Dopo mesi se non anni di totale disinteresse, il Governo è finalmente sceso in campo per trovare una soluzione alla crisi dell’automotive, schiacciato tra la caduta dei volumi produttivi causa anche provvedimenti cervellotici come il “bonus–malus” che ha disorientato i consumatori, e l’aumento della cassa integrazione.
Il punto di partenza è stato l’avvio di un tavolo al ministero dello Sviluppo, che proseguirà nelle prossime settimane con specifici sottotavoli per individuare gli obiettivi e le necessarie risorse per uscire dalla crisi dell’automotive. Il tavolo, voluto dal ministro Patuanelli, ha riunito al Mise 45 partecipanti tra associazioni di categoria, aziende (tra cui Fca, Piaggio, Renault e anche Tesla) e sindacati e del mondo dell’università e ricerca.
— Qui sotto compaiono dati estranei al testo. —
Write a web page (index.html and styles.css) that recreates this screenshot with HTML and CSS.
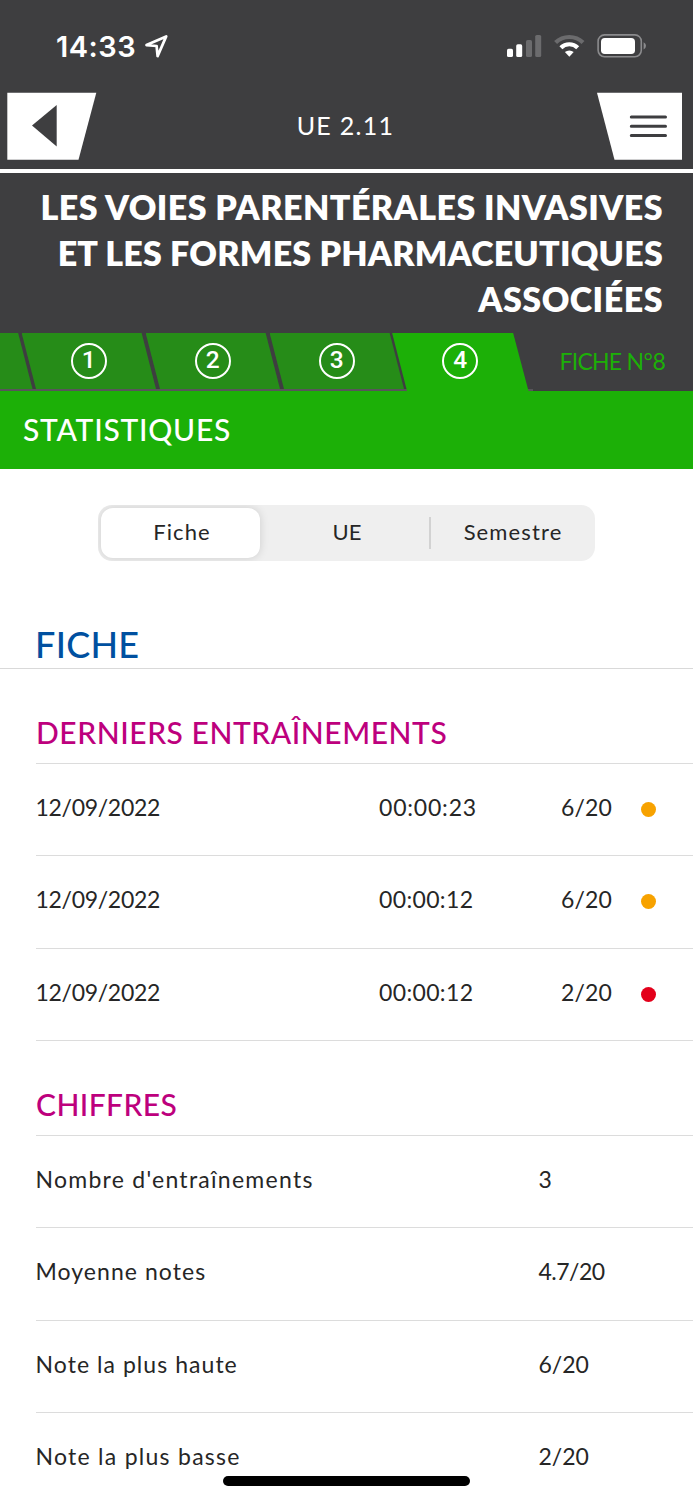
FILE: index.html
```html
<!DOCTYPE html>
<html lang="fr">
<head>
<meta charset="utf-8">
<title>Statistiques</title>
<link rel="stylesheet" href="styles.css">
</head>
<body>
<div class="screen">
  <header class="header">
    <div class="status">
      <span class="clock">14:33</span>
      <svg class="location" width="26" height="26" viewBox="0 0 26 26"><path d="M2.5 13.1 22.2 4.4 13.6 24.1 12.6 14Z" fill="none" stroke="#fff" stroke-width="2.7" stroke-linejoin="round"/></svg>
      <svg class="indicators" width="142" height="28" viewBox="0 0 142 28">
        <g fill="#fff"><rect x="1" y="16.7" width="6" height="8.3" rx="1.6"/><rect x="10.2" y="12.3" width="6" height="12.7" rx="1.6"/></g>
        <g fill="#6b6b6d"><rect x="20" y="8" width="6" height="17" rx="1.6"/><rect x="29.2" y="3" width="6" height="22" rx="1.6"/></g>
        <path d="M49.6 10.6A19.5 19.5 0 0 1 77 10.6" fill="none" stroke="#6b6b6d" stroke-width="4.2"/>
        <path d="M54.9 15.7A12 12 0 0 1 71.7 15.7" fill="none" stroke="#fff" stroke-width="4.2"/>
        <path d="M58.9 20A6.8 6.8 0 0 1 67.7 20L63.3 24.8Z" fill="#fff"/>
        <rect x="92.1" y="2.9" width="43.2" height="21.8" rx="6.4" fill="none" stroke="#8b8b8d" stroke-width="1.6"/>
        <rect x="95" y="6" width="34" height="16" rx="3.8" fill="#fff"/>
        <path d="M137.6 10.2Q140 11.2 140 13.8T137.6 17.4Z" fill="#8b8b8d"/>
      </svg>
    </div>
    <nav class="navbar">
      <svg class="back" width="90" height="68" viewBox="0 0 90 68"><path d="M.3.7H89.3L71.5 67.7H.3Z" fill="#fff"/><path d="M49.7 13V54.5L25 33.5Z" fill="#3e3e40"/></svg>
      <span class="course">UE 2.11</span>
      <svg class="menu" width="86" height="68" viewBox="0 0 86 68"><path d="M0 .7H85V67.7H17.5Z" fill="#fff"/><path d="M34.3 25H68.5M34.3 34.3H68.5M34.3 43.6H68.5" stroke="#3e3e40" stroke-width="3" stroke-linecap="round"/></svg>
    </nav>
    <h1 class="title"><span class="line-one">LES VOIES PARENTÉRALES INVASIVES</span><span class="line-two">ET LES FORMES PHARMACEUTIQUES</span><span>ASSOCIÉES</span></h1>
    <div class="tabs">
      <span class="tab-start"></span>
      <span class="tab"><b class="number">1</b></span>
      <span class="tab"><b class="number">2</b></span>
      <span class="tab"><b class="number">3</b></span>
      <span class="tab active"><b class="number">4</b></span>
      <span class="sheet">FICHE N<span class="degree">°</span>8</span>
    </div>
  </header>
  <h2 class="banner">STATISTIQUES</h2>
  <main>
    <div class="segments">
      <span class="segment selected">Fiche</span>
      <span class="segment unit">UE</span>
      <span class="segment last">Semestre</span>
    </div>
    <h2 class="section">FICHE</h2>
    <h3 class="group">DERNIERS ENTRAÎNEMENTS</h3>
    <div class="row"><span class="date">12/09/2022</span><span class="time">00:00:23</span><span class="score">6/20</span><i class="dot"></i></div>
    <div class="row"><span class="date">12/09/2022</span><span class="time early">00:00:12</span><span class="score">6/20</span><i class="dot"></i></div>
    <div class="row"><span class="date">12/09/2022</span><span class="time early">00:00:12</span><span class="score">2/20</span><i class="dot red"></i></div>
    <h3 class="group figures">CHIFFRES</h3>
    <div class="row"><span class="label">Nombre d'entraînements</span><span class="value">3</span></div>
    <div class="row"><span class="label compact">Moyenne notes</span><span class="value average">4.7/20</span></div>
    <div class="row"><span class="label compact">Note la plus haute</span><span class="value">6/20</span></div>
    <div class="row"><span class="label">Note la plus basse</span><span class="value">2/20</span></div>
  </main>
  <div class="home-indicator"></div>
</div>
</body>
</html>
```
FILE: styles.css
```css
* { box-sizing: border-box; }
body { margin: 0; background: #fff; }
h1, h2, h3 { margin: 0; }
.screen {
  position: relative;
  width: 693px;
  height: 1500px;
  overflow: hidden;
  font-family: Lato, sans-serif;
  color: #262626;
}
svg { display: block; }

.header { height: 391px; background: #3e3e40; color: #fff; }
.status { display: flex; height: 92px; padding: 32px 45px 0 56px; align-items: flex-start; }
.clock { width: 86px; font: 600 29px/29px Inter, sans-serif; letter-spacing: .5px; }
.location { margin-left: 1.5px; }
.indicators { margin-left: auto; }
.navbar {
  display: flex;
  height: 81px;
  padding: 0 10px 0 7px;
  justify-content: space-between;
  border-bottom: 4px solid #fff;
}
.course { padding: 18px 3px 0 0; font-size: 25px; line-height: 30px; letter-spacing: 1.3px; }
.title {
  display: flex;
  height: 159.5px;
  padding: 11px 30px 0 0;
  flex-direction: column;
  align-items: flex-end;
  font-size: 34px;
  font-weight: 800;
  line-height: 46px;
  letter-spacing: .5px;
}
.line-one { letter-spacing: .43px; }
.line-two { letter-spacing: .2px; }
.tabs {
  display: flex;
  height: 58.5px;
  background: linear-gradient(#58555a, #58555a) 0 100% / 533px 2px no-repeat;
}
.tab-start {
  width: 32.5px;
  height: 56.5px;
  margin-right: -11px;
  background: #268c18;
  clip-path: polygon(0 0, 18px 0, 100% 100%, 0 100%);
}
.tab {
  display: flex;
  width: 134.5px;
  height: 56.5px;
  margin-right: -10.5px;
  padding-top: 10.5px;
  justify-content: center;
  background: #268c18;
  clip-path: polygon(0 0, 120px 0, 100% 100%, 14.5px 100%);
}
.tab.active {
  width: 136.5px;
  height: 58.5px;
  margin: 0 0 0 -1.5px;
  background: #1cb007;
  clip-path: polygon(0 0, 121px 0, 100% 100%, 15px 100%);
}
.number {
  width: 36px;
  height: 36px;
  border: 2px solid #fff;
  border-radius: 50%;
  font: 500 24.5px/30px Roboto, sans-serif;
  text-align: center;
}
.sheet { padding: 14px 0 0 31px; color: #1cb007; font-size: 23px; line-height: 28px; letter-spacing: -.75px; white-space: nowrap; }
.degree { font-family: "Open Sans", sans-serif; font-size: 23px; }
.banner {
  height: 78px;
  padding: 20px 0 0 23px;
  background: #1cb007;
  color: #fff;
  font-size: 30px;
  font-weight: 500;
  line-height: 36px;
  letter-spacing: .75px;
}

.segments {
  display: flex;
  width: 497px;
  height: 56px;
  margin: 36px 0 0 98px;
  padding: 3px 0 3px 3px;
  overflow: hidden;
  border-radius: 14px;
  background: #efefef;
}
.segment { flex: 1; padding: 11px 0 0; font-size: 22px; line-height: 26px; letter-spacing: 1.12px; text-align: center; }
.selected { flex: 0 0 159px; padding-left: 3px; border-radius: 12px; background: #fff; box-shadow: 0 0 10px rgba(0, 0, 0, .14); }
.unit { flex: 0 0 171px; padding-left: 3px; letter-spacing: 0; background: linear-gradient(#d2d2d2, #d2d2d2) 100% 9px / 2px 32px no-repeat; }

.section {
  height: 108px;
  padding: 61px 0 0 35px;
  border-bottom: 1px solid #d9d9d9;
  color: #0050a0;
  font-size: 36px;
  font-weight: 500;
  line-height: 44px;
  letter-spacing: .3px;
}
.group {
  height: 95px;
  margin-left: 36px;
  padding-top: 44px;
  border-bottom: 1px solid #dcdcdc;
  color: #bd007d;
  font-size: 30px;
  font-weight: 500;
  line-height: 38px;
  letter-spacing: .55px;
}
.figures { letter-spacing: .4px; height: 94.6px; }
.row {
  display: flex;
  height: 92.4px;
  margin-left: 36px;
  padding-top: 29px;
  border-bottom: 1px solid #dcdcdc;
  font-size: 23px;
  line-height: 28px;
}
.date { width: 343px; letter-spacing: -.3px; text-indent: -.5px; }
.time { width: 182px; letter-spacing: .8px; }
.early { letter-spacing: .35px; }
.score { width: 81px; letter-spacing: .15px; }
.dot { width: 15px; height: 15px; margin-top: 9px; margin-left: -1px; border-radius: 50%; background: #f7a200; }
.dot.red { background: #e3001b; }
.label { width: 502.5px; letter-spacing: 1.27px; text-indent: -.5px; }
.compact { letter-spacing: 1.05px; }
.average { letter-spacing: -.5px; }
.home-indicator {
  position: absolute;
  left: 223px;
  top: 1476px;
  width: 247px;
  height: 10px;
  border-radius: 5px;
  background: #000;
}
```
Il primo incontro è durato oltre tre ore per fotografare la situazione di un settore che interessa circa 260.000 dipendenti, oltre ad essere uno dei principali settori che contribuiscono al gettito fiscale nazionale, vede aumentare la cassa integrazione e registra segnali molto preoccupanti dalle aziende della componentistica a partire da quelle del diesel, tecnologia ingiustamente penalizzata dallo scandalo del “Dieselgate” ma che nelle versioni Euro 6 è decisamente ecologica, molto meglio di un motore a benzina e anche di una vettura elettrica se si considera tutto il suo ciclo di produzione, energia elettrica compresa.
Nell’ambito del tavolo sono stati istituiti tre gruppi di lavoro per approfondire i temi dell’offerta e della domanda di mobilità e delle infrastrutture. Patuanelli ha sottolineato il ruolo fondamentale che rivestono gli investimenti in ricerca e sviluppo per il trasferimento tecnologico finalizzati alla produzione di nuovi mezzi di trasporto ecosostenibili, nonché quelli nella formazione continua di tecnici e lavoratori del settore.
Tra le proposte arrivate da Confindustria e Anfia, come capofila della filiera dell’automotive italiano, incentivare la diffusione della ricarica elettrica “privata” all’interno dei bonus per la ristrutturazione edilizia, l’efficienza energetica e l’adeguamento sismico degli edifici. Le associazioni d’impresa, hanno anche criticato l’attuale sistema “bonus-malus” (la cosiddetta eco-tassa), lamentando che, «oltre ad avere effetti distorsivi sul mercato, rischia anche di non avere gli effetti ambientali attesi» visto l’andamento delle vendite di auto elettriche ancora minimale nonostante che ai forti incentivi statali si sommino spesso anche quelli regionali. Molto meglio spostare le risorse pubbliche nel sostegno al ricambio del parco veicoli circolanti di classe Euro 4 e inferiori (che vale ancora circa il 30% del totale) ed incentivare l’acquisto di auto usate Euro 5e Euro 6 e nuove Euro 6.
Sempre in tema di sostegno alle vendite, determinante è il peso fiscale gravante sul settore, specie quello dell’autoaziendale, che rende meno competitiva la corsa delle aziende italiane rispetto ai loro concorrenti europei che in tema di auto aziendale possono detrarre il 100% dell’Iva e del costo d’acquisto senza alcun tetto. Anfia a questo riguardo chiede«l’estensione del super-ammortamento per autovetture ad uso strumentale (in particolare a noleggio)».
Anche Ancma (la filiera industriale italiana delle “due ruote” a motore e a pedali) ha avanzato proposte per risolvere la crisi dell’automotive che spaziano dal sostegno all’acquisto di mezzi elettrici o elettrificati agli sgravi fiscali sull’acquisto per l’abbigliamento protettivo motociclistico e misure per ridurre costi e oneri assicurativi di motocicli e ciclomotori, che potrebbero partire dalla portabilità della classe di merito maturata nel settore auto (o viceversa), cosa che attualmente non è possibile
Ancma chiede al Ministero la reintroduzione di detrazioni fiscali sul prezzo d’acquisto delle biciclette, ma anche una strettadei controlli sulle E-Bike illegali, oltre che sulle pratiche commerciali sleali sul web e la contraffazione.